St. Paul had a case pending before the Supreme Court, in which the division was not even a party, and which would have determined the validity of the disparate impact theory. Most legal scholars believed the Court was going to rule against the theory, undermining the “entire legal foundation of [Perez’s] political campaign of suing banks for discrimination based on dubious statistical evidence.”12
At the same time, the Justice Department’s Civil Division, a completely separate division of the department and not under Perez’s authority, was pursuing two claims against St. Paul under the federal False Claims Act that could have netted the American taxpayer $180 million for the city’s fraudulent certifications made to obtain federal housing grants.

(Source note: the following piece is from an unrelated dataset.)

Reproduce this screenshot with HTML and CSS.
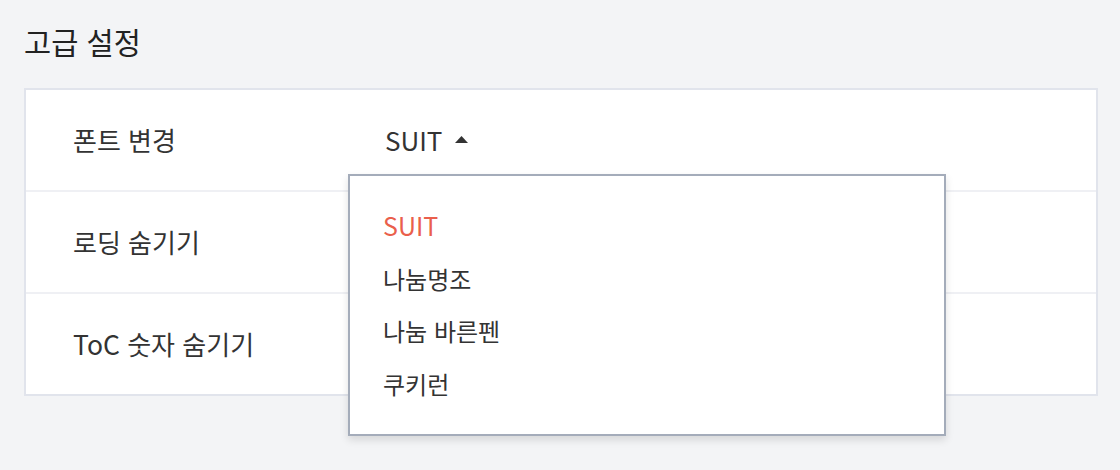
FILE: index.html
```html
<!DOCTYPE html>
<html lang="ko">
<head>
<meta charset="utf-8">
<link rel="stylesheet" href="styles.css">
</head>
<body>
<div class="page">
  <h2 class="title">고급 설정</h2>
  <div class="card">
    <div class="row">
      <div class="label">폰트 변경</div>
      <div class="value">
        <div class="select">
          <span class="latin">SUIT</span>
          <svg class="caret" width="13" height="7" viewBox="0 0 13 7"><path d="M0 7 L6.5 0 L13 7 Z" fill="#333"/></svg>
        </div>
        <ul class="menu">
          <li class="item active"><span class="latin">SUIT</span></li>
          <li class="item">나눔명조</li>
          <li class="item">나눔 바른펜</li>
          <li class="item">쿠키런</li>
        </ul>
      </div>
    </div>
    <div class="row">
      <div class="label">로딩 숨기기</div>
      <div class="value"></div>
    </div>
    <div class="row">
      <div class="label"><span class="latin-s">ToC</span> 숫자 숨기기</div>
      <div class="value"></div>
    </div>
  </div>
</div>
</body>
</html>
```

FILE: styles.css
```css
html, body {
  margin: 0;
  padding: 0;
  background: #f3f4f6;
}
body {
  font-family: "Noto Sans CJK KR", "Noto Sans", sans-serif;
  color: #333;
}
.page {
  min-height: 470px;
  box-sizing: border-box;
  padding: 21px 22px 0 24px;
}
.title {
  margin: 0;
  font-size: 29.5px;
  font-weight: 400;
  line-height: 40px;
  color: #222;
}
.card {
  margin-top: 27px;
  background: #fff;
  border: 2px solid #e1e4ec;
  display: flex;
  flex-direction: column;
}
.row {
  height: 100px;
  display: flex;
  align-items: center;
  padding-left: 47px;
  border-top: 2px solid #eff0f4;
}
.row:first-child {
  border-top: none;
}
.label {
  width: 312px;
  font-size: 26px;
  line-height: 36px;
  color: #333;
}
.latin-s {
  font-size: 26.5px;
}
.value {
  position: relative;
  flex: 1;
  height: 36px;
}
.select {
  display: flex;
  align-items: center;
  gap: 13px;
  height: 36px;
}
.latin {
  font-size: 26px;
  line-height: 36px;
  color: #333;
}
.caret {
  display: block;
  margin-top: -1px;
}
.menu {
  position: absolute;
  left: -37px;
  top: 52px;
  width: 598px;
  height: 262px;
  margin: 0;
  padding: 23px 0 24px 33px;
  box-sizing: border-box;
  list-style: none;
  background: #fff;
  border: 2px solid #a4acba;
  box-shadow: 0 4px 8px rgba(0, 0, 0, 0.12);
  z-index: 5;
}
.item {
  height: 52.7px;
  display: flex;
  align-items: center;
  font-size: 24px;
  color: #333;
}
.item.active .latin {
  color: #ea5f4c;
  font-size: 25px;
}
```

The Civil Division lawyers thought this would be an easy case to win because St. Paul’s certifications “were actually more than reckless and that the City had actual knowledge that they were false.”13
St. Paul’s case before the Supreme Court, on the other hand, involved the city trying to “force slumlords to adhere to housing codes, because low-income tenants, including minorities, were living in apartments with rats and inadequate heating.”14 The slumlords were trying to evade their obligations to improve living conditions by claiming that the housing codes intended to protect residents had a “disparate impact” on their minority tenants.